— Start —

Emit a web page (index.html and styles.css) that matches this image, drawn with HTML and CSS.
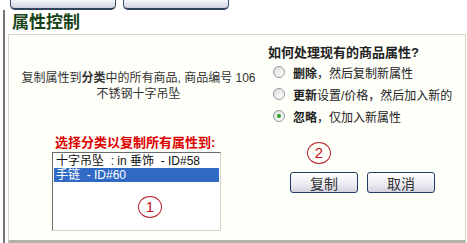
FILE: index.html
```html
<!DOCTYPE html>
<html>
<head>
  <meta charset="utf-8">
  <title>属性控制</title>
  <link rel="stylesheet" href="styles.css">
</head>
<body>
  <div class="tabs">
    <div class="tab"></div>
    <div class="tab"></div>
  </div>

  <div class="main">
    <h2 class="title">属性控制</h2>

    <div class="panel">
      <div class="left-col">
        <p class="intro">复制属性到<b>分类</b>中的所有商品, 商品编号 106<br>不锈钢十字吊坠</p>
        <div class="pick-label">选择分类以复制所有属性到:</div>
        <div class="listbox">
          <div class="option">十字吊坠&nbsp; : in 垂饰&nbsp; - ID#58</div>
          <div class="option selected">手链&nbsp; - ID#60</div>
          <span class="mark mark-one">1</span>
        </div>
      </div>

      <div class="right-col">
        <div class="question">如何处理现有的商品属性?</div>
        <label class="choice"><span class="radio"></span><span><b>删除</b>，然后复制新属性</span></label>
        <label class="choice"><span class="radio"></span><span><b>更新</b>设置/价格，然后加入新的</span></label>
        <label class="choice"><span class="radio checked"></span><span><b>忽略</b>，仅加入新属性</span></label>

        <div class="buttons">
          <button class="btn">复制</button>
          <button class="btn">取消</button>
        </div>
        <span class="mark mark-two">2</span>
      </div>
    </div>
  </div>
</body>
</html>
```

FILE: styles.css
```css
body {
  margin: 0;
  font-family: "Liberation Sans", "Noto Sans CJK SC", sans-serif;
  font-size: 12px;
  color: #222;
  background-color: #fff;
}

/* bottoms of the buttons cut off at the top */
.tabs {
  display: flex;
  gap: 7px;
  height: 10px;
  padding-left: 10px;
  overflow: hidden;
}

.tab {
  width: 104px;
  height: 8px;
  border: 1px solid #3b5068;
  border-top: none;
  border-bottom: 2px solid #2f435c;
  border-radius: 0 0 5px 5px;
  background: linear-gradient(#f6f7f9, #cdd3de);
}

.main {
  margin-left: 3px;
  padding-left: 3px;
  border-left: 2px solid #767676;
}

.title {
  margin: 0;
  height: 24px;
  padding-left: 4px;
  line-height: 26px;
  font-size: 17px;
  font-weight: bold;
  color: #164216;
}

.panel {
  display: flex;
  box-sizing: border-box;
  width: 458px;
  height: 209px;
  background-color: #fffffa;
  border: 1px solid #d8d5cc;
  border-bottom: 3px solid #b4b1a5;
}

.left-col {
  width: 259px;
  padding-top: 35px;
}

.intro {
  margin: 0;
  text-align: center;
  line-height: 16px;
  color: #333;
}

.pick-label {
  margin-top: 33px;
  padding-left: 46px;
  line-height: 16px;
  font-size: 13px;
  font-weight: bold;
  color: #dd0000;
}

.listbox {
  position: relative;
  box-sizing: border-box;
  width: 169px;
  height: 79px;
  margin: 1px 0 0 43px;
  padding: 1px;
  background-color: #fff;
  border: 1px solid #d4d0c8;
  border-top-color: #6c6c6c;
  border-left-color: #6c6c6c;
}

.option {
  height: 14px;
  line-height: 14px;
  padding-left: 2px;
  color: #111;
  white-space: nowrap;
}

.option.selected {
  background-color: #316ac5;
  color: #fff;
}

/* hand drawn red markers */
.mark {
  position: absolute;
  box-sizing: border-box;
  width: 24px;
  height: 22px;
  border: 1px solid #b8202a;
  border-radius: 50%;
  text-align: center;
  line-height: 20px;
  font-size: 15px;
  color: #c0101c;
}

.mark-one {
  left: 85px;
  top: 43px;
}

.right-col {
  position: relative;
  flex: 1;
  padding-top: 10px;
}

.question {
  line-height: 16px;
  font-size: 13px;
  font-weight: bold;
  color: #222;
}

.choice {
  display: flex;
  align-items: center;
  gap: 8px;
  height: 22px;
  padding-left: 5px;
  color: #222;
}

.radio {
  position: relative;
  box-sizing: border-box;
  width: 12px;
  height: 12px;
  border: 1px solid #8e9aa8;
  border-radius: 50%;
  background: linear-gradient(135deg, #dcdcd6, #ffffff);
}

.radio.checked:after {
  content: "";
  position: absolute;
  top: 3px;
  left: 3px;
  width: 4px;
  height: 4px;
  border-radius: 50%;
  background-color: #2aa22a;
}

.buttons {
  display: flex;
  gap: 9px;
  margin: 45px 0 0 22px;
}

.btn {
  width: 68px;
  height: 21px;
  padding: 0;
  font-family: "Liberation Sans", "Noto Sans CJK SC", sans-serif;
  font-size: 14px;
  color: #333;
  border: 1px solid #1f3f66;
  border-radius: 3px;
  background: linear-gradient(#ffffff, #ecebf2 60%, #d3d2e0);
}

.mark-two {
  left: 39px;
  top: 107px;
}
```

— End —

Go through the listing above and locate each line that holds the word "styles". Copy those lines.

Emit a web page (index.html and styles.css) that matches this image, drawn with HTML and CSS.
  <link rel="stylesheet" href="styles.css">
FILE: styles.css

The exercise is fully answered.